Bogleheads:
I can think of 14 reasons to prefer index funds over managed funds:
1.
Low cost:
Morningstar research has shown that "low-cost" is the best predictor of future returns. Index funds have much lower costs than most managed funds.
2.
Higher returns: Index funds (on average) have higher returns than managed funds as this
Standard & Poor's Study concluded.
3.
Lower risk: The increased diversification of index funds results in lower risk. Baer & Ginsler did a study of Standard Deviation for actively managed funds vs. the total stock market over both 5- and 10-year periods. Their conclusion:
"The returns of actively managed funds were 20 to 25% more volatile than the broad market." 4.

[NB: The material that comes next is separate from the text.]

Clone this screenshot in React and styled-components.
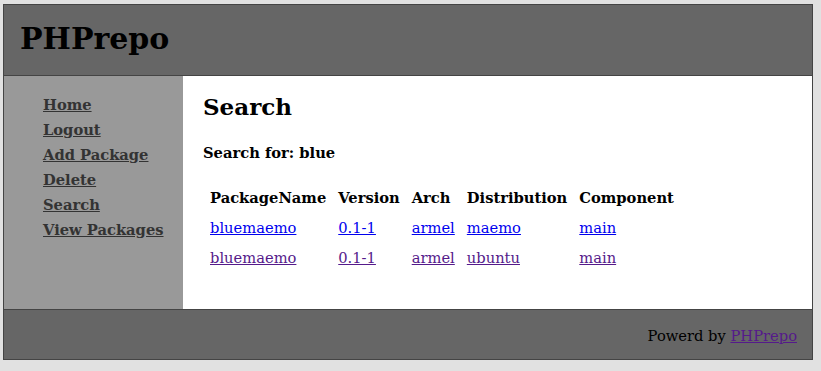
import React from 'react';
import styled, { createGlobalStyle } from 'styled-components';

const Global = createGlobalStyle`
  html, body {
    margin: 0;
    padding: 0;
    background: #e1e1e1;
  }
  body {
    padding: 4px 0 0 3px;
    font-family: "DejaVu Serif", Georgia, serif;
    font-size: 14.7px;
  }
`;

const Frame = styled.div`
  width: 808px;
  border: 1px solid #444;
  background: #fff;
`;

const Header = styled.div`
  height: 70px;
  background: #666;
  border-bottom: 1px solid #444;
  display: flex;
  align-items: center;
  padding-left: 16px;
`;

const Title = styled.h1`
  margin: 0;
  font-size: 30px;
  font-weight: bold;
  color: #000;
  padding-bottom: 4px;
`;

const Middle = styled.div`
  display: flex;
  height: 233px;
`;

const Sidebar = styled.ul`
  width: 179px;
  background: #999;
  margin: 0;
  padding: 16px 0 0 39px;
  box-sizing: border-box;
  list-style: none;
`;

const NavItem = styled.li`
  line-height: 25px;
  a {
    color: #333;
    font-weight: bold;
    text-decoration: underline;
  }
`;

const Content = styled.div`
  flex: 1;
  padding: 16px 20px 0;
`;

const Heading = styled.h2`
  margin: 0;
  font-size: 23px;
  line-height: 30px;
`;

const SearchFor = styled.p`
  margin: 20px 0 0;
  font-weight: bold;
  line-height: 22px;
`;

const Table = styled.table`
  margin-top: 17px;
  border-spacing: 2px;
  th, td {
    text-align: left;
    padding: 3px 5px;
    height: 22px;
  }
  a { color: #0000ee; }
  tr.visited a { color: #551a8b; }
`;

const Footer = styled.div`
  height: 50px;
  background: #666;
  border-top: 1px solid #444;
  display: flex;
  align-items: center;
  justify-content: flex-end;
  padding: 2px 15px 0 0;
  box-sizing: border-box;
  a { color: #551a8b; }
`;

const nav = ['Home', 'Logout', 'Add Package', 'Delete', 'Search', 'View Packages'];

const rows = [
  { name: 'bluemaemo', version: '0.1-1', arch: 'armel', dist: 'maemo', comp: 'main', visited: false },
  { name: 'bluemaemo', version: '0.1-1', arch: 'armel', dist: 'ubuntu', comp: 'main', visited: true },
];

export default function App() {
  return (
    <>
      <Global />
      <Frame>
        <Header>
          <Title>PHPrepo</Title>
        </Header>
        <Middle>
          <Sidebar>
            {nav.map((n) => (
              <NavItem key={n}><a href="#">{n}</a></NavItem>
            ))}
          </Sidebar>
          <Content>
            <Heading>Search</Heading>
            <SearchFor>Search for: blue</SearchFor>
            <Table>
              <thead>
                <tr>
                  <th>PackageName</th>
                  <th>Version</th>
                  <th>Arch</th>
                  <th>Distribution</th>
                  <th>Component</th>
                </tr>
              </thead>
              <tbody>
                {rows.map((r, i) => (
                  <tr key={i} className={r.visited ? 'visited' : ''}>
                    <td><a href="#">{r.name}</a></td>
                    <td><a href="#">{r.version}</a></td>
                    <td><a href="#">{r.arch}</a></td>
                    <td><a href="#">{r.dist}</a></td>
                    <td><a href="#">{r.comp}</a></td>
                  </tr>
                ))}
              </tbody>
            </Table>
          </Content>
        </Middle>
        <Footer>
          Powerd by&nbsp;<a href="#">PHPrepo</a>
        </Footer>
      </Frame>
    </>
  );
}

Consistency: Only once in the past 15-years did
Vanguard's Total Stock Market Index Fund fall below its large-blend category average. As a result it is in the top 29% of all large-blend funds before tax, and the top 20% after tax.
5.
Continuation: Of 355 actively managed equity mutual funds around in 1974, less than half survive today. Indexers do not have to worry that their fund will disappear.
6.
No style drift: We know that asset allocation determines about 90% of portfolio performance. Managed fund allocations often change.
7.
No overlap: It is almost inevitable that a portfolio of managed funds will have overlap. This is not a problem with index funds.
8.
No manager changes: History tells us that the average manager leaves within five years. Index fund investors do not worry about manager changes.
9.
No asset bloat which often causes large successful funds to under-perform (
Magellan, Legg Mason Value Trust).
10.
Less cash dilution. Index funds hold less cash than active funds.
11.
Under-performance: No worry that a manager has "lost his touch."
12.
Tax-Efficiency: Index funds are significantly more tax-efficient than most managed funds. It is after-tax return that counts.
13.
Low maintenance: Index funds are simple, predictable, and easy to understand, explain, and maintain.
14.
Peace of mind: Indexers know the averages are always working for them. The index investor has much less worry and more free time to spend with family and other more enjoyable endeavors.